The younger generation of Mogadishu residents knows only a city and country in decay. For them, it is normal to see every man with a gun slung over his shoulder. Retiring in the afternoon to chew khat, the highly addictive plant that is a must for militia fighters, is a normal pastime. The landscape they grew up with is one of rubble, and little else.
But Mr. Ali, who comes from the Abgal clan that dominates Mogadishu, recalls a city in its heyday in the 1960’s and 70’s, a seaside paradise.
It appeared in surveys as one of Africa’s safest and most livable cities. As waves crashed ashore, Somalis sipped coffee in outdoor cafes. “My dream is to bring back the Mogadishu of my youth,” said Mr. Ali, who is 52 and wears a neatly trimmed, jet-black goatee with just a few gray hairs. “I want a peaceful Mogadishu, and then I can retire, have my own golf course and raise chickens.”
His dream has another part, as well. He wants those in the Somali diaspora, which has spread from Europe to America to Australia, to come home again, just as he did.
Until a fateful job offer, Mr. Ali, who fled with his family after the government fell and moved to the United States in 2000, was living comfortably in Minneapolis with his wife and seven children, running a janitorial business.
Somalia’s transitional prime minister, Ali Mohamed Gedi, a childhood friend, had other plans — and had an aide call to try to lure Mr.
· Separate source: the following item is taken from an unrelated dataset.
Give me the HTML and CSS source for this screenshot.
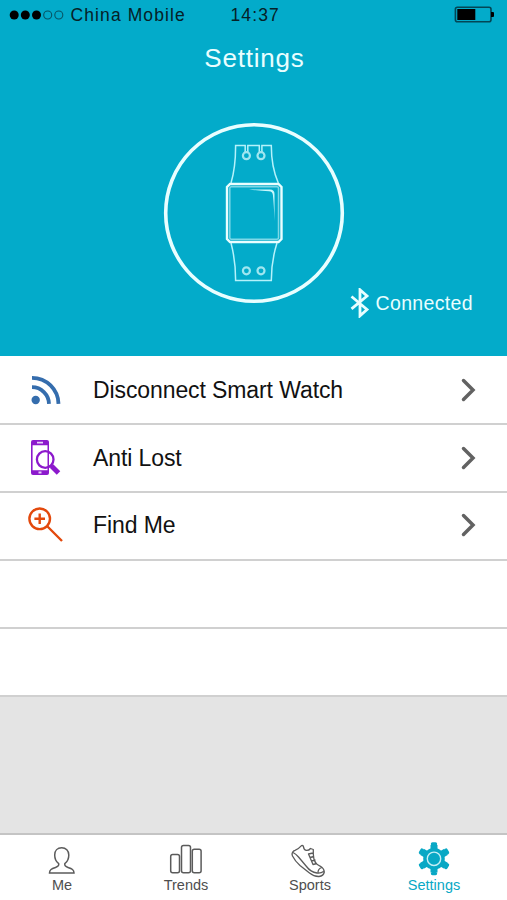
FILE: index.html
```html
<!DOCTYPE html>
<html lang="en">
<head>
<meta charset="utf-8">
<title>Settings</title>
<link rel="stylesheet" href="styles.css">
</head>
<body>
<div class="app">
  <header class="hero">
    <div class="status">
      <svg class="signal" width="56" height="12" viewBox="8 8 56 12">
        <circle cx="14.200" cy="14" r="4.500"/><circle cx="25.300" cy="14" r="4.500"/><circle cx="36.500" cy="14" r="4.500"/>
        <circle class="empty" cx="47.700" cy="14" r="4"/><circle class="empty" cx="58.800" cy="14" r="4"/>
      </svg>
      <span class="carrier">China Mobile</span>
      <span class="clock">14:37</span>
      <svg class="battery" width="42" height="18" viewBox="453 6 42 18">
        <rect class="case" x="455.400" y="7.200" width="35.600" height="14.600" rx="2"/>
        <rect x="457.300" y="9" width="18" height="11"/>
        <path d="M491 12h2q1 0 1 1v3q0 1-1 1h-2z"/>
      </svg>
    </div>
    <h1 class="title">Settings</h1>
    <svg class="watch" width="184" height="184" viewBox="162 121 184 184">
      <circle class="ring" cx="254" cy="213" r="88.300"/>
      <path class="strap" d="M231 183q4.700-16 4.600-37.500h9.600v6.500M247.800 152v-6.500h11.500v6.500M261.900 152v-6.500h9.400q0 21.500 7 37.500M231 243q4.700 18 4.600 37.500h35.700q0-19.500 5.700-37.500"/>
      <g class="pins"><circle cx="246.400" cy="155.700" r="3.500"/><circle cx="261" cy="155.700" r="3.500"/><circle cx="246.400" cy="270.800" r="3.500"/><circle cx="261" cy="270.800" r="3.500"/></g>
      <path class="case" d="M230 184h48.500l3 3v52l-3 3h-48.500l-3-3v-52z"/>
      <rect class="glass" x="229.800" y="186.800" width="48.700" height="52.500" rx="1.500"/>
      <path class="shine" d="M249 189.500h21q4.500 0 4.500 4.500v27q-.6-17-1.600-26-.3-3.500-4-3.800-8-.3-19.900-1.700z"/>
    </svg>
    <div class="connection">
      <svg width="20" height="30" viewBox="350 288 20 30"><path d="M351.500 296.500l15.500 13-7 6.300v-26l7 6.200-15.500 12.800"/></svg>
      <span>Connected</span>
    </div>
  </header>
  <main class="list">
    <div class="row">
      <svg class="icon" width="38" height="44" viewBox="27 368 38 44">
        <g class="blue"><circle class="dot" cx="35.700" cy="400" r="4.200"/><path d="M32 387.200a17 17 0 0 1 17 16.700M32 377.800a26.500 26.500 0 0 1 26.500 26.100"/></g>
      </svg>
      <span class="label">Disconnect Smart Watch</span>
      <svg class="chevron" width="16" height="26" viewBox="0 0 16 26"><path d="M2.500 3.500l9.500 9.500-9.500 9.500"/></svg>
    </div>
    <div class="row">
      <svg class="icon" width="38" height="44" viewBox="27 436 38 44">
        <path class="phone" fill-rule="evenodd" d="M33 440h14q2 0 2 2v31q0 2-2 2h-14q-2 0-2-2v-31q0-2 2-2zM32.600 445.200v25.100h14.900v-25.100z"/>
        <path class="detail" d="M37 442.600h6M38.500 472.500h3"/>
        <circle class="lens" cx="45.200" cy="459.500" r="8.300"/>
        <path class="handle" d="M50.500 465l2 2"/><path class="grip" d="M51.500 466l7 7"/>
      </svg>
      <span class="label">Anti Lost</span>
      <svg class="chevron" width="16" height="26" viewBox="0 0 16 26"><path d="M2.500 3.500l9.500 9.500-9.500 9.500"/></svg>
    </div>
    <div class="row find">
      <svg class="icon" width="38" height="44" viewBox="27 503 38 44">
        <g class="orange"><circle cx="39.700" cy="518.800" r="10.300"/><path d="M39.700 513.500v10.600M34.400 518.800h10.600M47 526l15 15"/></g>
      </svg>
      <span class="label">Find Me</span>
      <svg class="chevron" width="16" height="26" viewBox="0 0 16 26"><path d="M2.500 3.500l9.500 9.500-9.500 9.500"/></svg>
    </div>
    <div class="row"></div>
    <div class="row"></div>
  </main>
  <nav class="tabs">
    <a class="tab">
      <svg width="40" height="38" viewBox="42 840 40 38"><path d="M61.700 847.800c-4.200 0-7 3-7 7.200 0 3.800 1.500 6.800 4 8.700.5 2.300-.8 3-3.200 3.800-4 1.300-6 2.200-6 5.500h24.500c0-3.300-2-4.200-6-5.500-2.400-.8-3.700-1.500-3.200-3.800 2.500-1.900 4-4.900 4-8.700 0-4.200-2.900-7.200-7.100-7.200z"/></svg>
      <span>Me</span>
    </a>
    <a class="tab">
      <svg width="40" height="38" viewBox="166 840 40 38"><rect x="170.700" y="854.500" width="8.800" height="18.300" rx="2"/><rect x="181.500" y="845.500" width="9" height="27.300" rx="2"/><rect x="192.300" y="849.300" width="8.800" height="23.500" rx="2"/></svg>
      <span>Trends</span>
    </a>
    <a class="tab">
      <svg class="shoe" width="40" height="38" viewBox="290 840 40 38"><path d="M292 854q.5-3 3-3.700 3.500-1.300 6.500-4.700 1.500-.5 2 1.200.5 3.500 3 3.600 2.500.1 4-1.900l2.800 1v4.700q0 5.500 2.700 9.300 2 1.700 4.500 2.800 3.500 2 3.800 5.700-.8 4-5.300 4.500-5 .2-9.500-3.500l-9.500-7.500q-5-4.500-7.500-9.500zM293 852.500q3 1.500 5.500 4.500l8 9.500q4 5.500 10.500 6.500 4 .5 6.500-1.500M313 853l-4.500 1 1.500 3.500 4-1M310 857.500l1.500 3.500 4-1M311.500 861l1.500 3.500 4-1M318 872.500q0-3.500 3.500-5"/></svg>
      <span>Sports</span>
    </a>
    <a class="tab active">
      <svg width="40" height="38" viewBox="414 840 40 38"><g class="teeth"><path d="M434 845v27.600M422 851.900l24 13.800M446 851.900l-24 13.800"/><path class="cap" d="M432.500 844h3M432.500 873.600h3M420.500 852.700l1.500-2.600M446 867.500l1.500-2.600M446 850.100l1.500 2.600M420.500 864.900l1.500 2.600"/></g><circle class="hub" cx="434" cy="858.800" r="10.800"/><circle class="hole" cx="434" cy="858.800" r="6.700"/></svg>
      <span>Settings</span>
    </a>
  </nav>
</div>
</body>
</html>
```
FILE: styles.css
```css
* { box-sizing: border-box; }
body { margin: 0; font-family: "Liberation Sans", Arial, sans-serif; }
svg { display: block; fill: none; flex: none; }
.app { width: 507px; height: 900px; display: flex; flex-direction: column; background: #e4e4e4; overflow: hidden; }

.hero { height: 356px; background: #03abca; color: #e9feff; display: flex; flex-direction: column; align-items: center; flex: none; }
.status { width: 100%; height: 29px; padding: 1px 12px 0 8px; display: flex; align-items: center; color: #062127; font-size: 17.5px; letter-spacing: 1.1px; }
.signal, .battery { fill: #000; }
.signal .empty { fill: none; stroke: #075464; stroke-width: 1.1; }
.carrier { width: 160px; margin-left: 6.5px; }
.battery { margin-left: auto; }
.battery .case { fill: none; stroke: #034655; stroke-width: 1.6; }
.title { margin: 14px 0 0 2px; font-size: 26px; line-height: 30px; font-weight: 400; letter-spacing: .8px; }
.watch { margin-top: 48px; stroke: #e9feff; }
.ring { stroke-width: 3.6; }
.strap { stroke-width: 1.5; stroke: #b5f2fb; }
.pins { stroke-width: 2.2; stroke: #a0e6f0; }
.watch .case { stroke-width: 2.4; }
.glass { stroke-width: 1.5; stroke: #7ed8e7; }
.shine { fill: #c9f7fc; stroke: none; }
.connection { align-self: flex-end; margin: -17px 34px 0 0; display: flex; align-items: center; gap: 6px; font-size: 19.5px; letter-spacing: .35px; }
.connection svg { stroke: #e9feff; stroke-width: 2.8; }

.list { background: #fff; padding-top: 1px; }
.row { height: 68px; border-bottom: 2px solid #d0d0d0; display: flex; align-items: center; padding: 0 30px 0 27px; }
.find { padding-bottom: 2px; }
.icon { margin-right: 27px; }
.label { flex: 1; font-size: 23px; letter-spacing: -.1px; color: #111; padding-left: 1px; }
.chevron { stroke: #626262; stroke-width: 3.5; stroke-linecap: round; }
.blue { stroke: #356dad; stroke-width: 3.8; }
.dot { fill: #356dad; stroke: none; }
.phone { fill: #8c19cc; }
.detail { stroke: #ead0f7; stroke-width: 1.8; }
.lens { stroke: #8c19cc; stroke-width: 2.3; }
.handle { stroke: #8c19cc; stroke-width: 2.5; }
.grip { stroke: #8c19cc; stroke-width: 5; }
.orange { stroke: #e3490d; stroke-width: 2.4; }

.tabs { margin-top: auto; height: 67px; background: #fff; border-top: 2px solid #c4c4c4; display: flex; padding-right: 11px; }
.tab { flex: 1; display: flex; flex-direction: column; align-items: center; padding-top: 5px; font-size: 14.5px; line-height: 16px; color: #4e4e4e; }
.tab svg { stroke: #5b5b5b; stroke-width: 1.5; }
.tab .shoe { stroke-width: 1.3; stroke-linejoin: round; }
.tab span { margin-top: -1px; }
.tab.active { color: #08a8c5; }
.tab .teeth { stroke: #08a8c5; stroke-width: 7; }
.tab .cap { stroke-width: 3.4; stroke-linecap: round; }
.tab .hub { fill: #08a8c5; stroke: none; }
.tab .hole { stroke: #c6eef5; stroke-width: 1.4; }
```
Ali back. The aide, Abdurahman Osman, remembers putting it this way in his recruiting pitch: “Would you prefer to clean up there or clean up Mogadishu?”
Even after Mr. Ali mulled the offer a while, decided to take the post, told his wife (who was furious) and boarded a plane for Africa, he did not actually have the job in hand. He was appointed to be part of the transitional government, for now based in the provincial town of Baidoa and not yet in control of Mogadishu. Mr. Ali went to the capital, but fighting broke out over his appointment.
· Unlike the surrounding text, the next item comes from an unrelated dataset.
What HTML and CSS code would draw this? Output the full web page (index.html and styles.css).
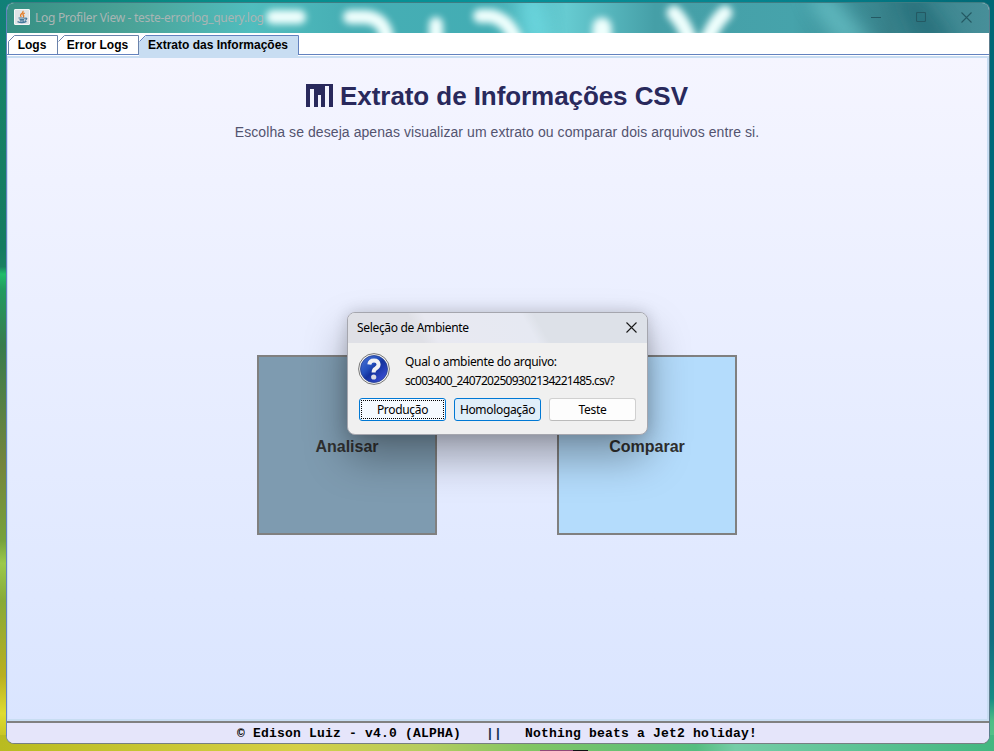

The warlords who controlled the city, the ones who were recently forced out by Islamic militias, wanted someone else for the job. The Islamists, leaders of the Shariah court system that has grown in Mogadishu over the last 15 years, backed Mr. Ali.
He plays down fears that extremism will come to Somalia now that Islamists have taken over the city.
Mr. Ali also said he opposed a public execution in April that reminded some of the way the Taliban operated in Afghanistan. Huge crowds gathered as the 17-year-old son of a murder victim was ordered to stab the man who had killed his father.
The guiding principle behind the public execution is no different from the death penalty in the United States, Mr. Ali said, speaking through an interpreter in Somali. But he said the boy was too young to carry out such an act. “It was totally a mistake,” he said. “We regret it.”
Mr. Ali, a naturalized United States citizen, is soft-spoken but criticizes the United States government for financing the warlords who were behind so much of the destruction in Mogadishu.
He also called in one of the warlords, Muse Sudi Yalahow, who is also from the Abgal clan, and beseeched him to stop fighting. But Mr. Yalahow refused, and now Mr. Ali says dismissively, “Send him to The Hague.” Wishful thinking, perhaps, because no international tribunal is known to be investigating war crimes in Somalia.
Mr. Ali, who graduated from Lafole College of Education and speaks Arabic, Italian and a smattering of English in addition to his native Somali, was a high school teacher before he fled Mogadishu in the early 1990’s.
He took his family on a trek around the world in search of opportunity, with stops in Ethiopia, Djibouti, Germany and Italy. From Rome, they went to Minnesota, where he became a leading member of the large Somali community.
When he got the job as Mogadishu’s mayor, which also makes him governor of the Banaadir region, it was front-page news in Minneapolis. “If not me, who else will do it?” he told The Pioneer Press.
Mr. Ali entered the job already well known. He was a member of the Somalia Olympic Committee in the days when Somalia excelled in sports. His younger brother, a former member of the Somali soccer team, remains chairman of the Somali national soccer team. Mr. Ali is also following in the footsteps of an uncle, who was mayor of Mogadishu from 1959 to 1963.
As he goes about his role as peacemaker in a very different era, Mr. Ali declines the armed bodyguards that other politicians employ. “All I have is this,” he says with glee, raising a wooden cane.
He complains that he has no vehicle to help him traverse the city. “I do this,” he said, sticking his thumb in the air.
On top of that, he has no civil servants to order around and no budget to divvy up.
What really irritates him, however, is not how little he has but how little the residents he represents have.
“They are bleeding right now, and all they have is a rag to put on the wound,” he said. “We need food. We need wheelchairs. Instead of ambulances, we use wheelbarrows.”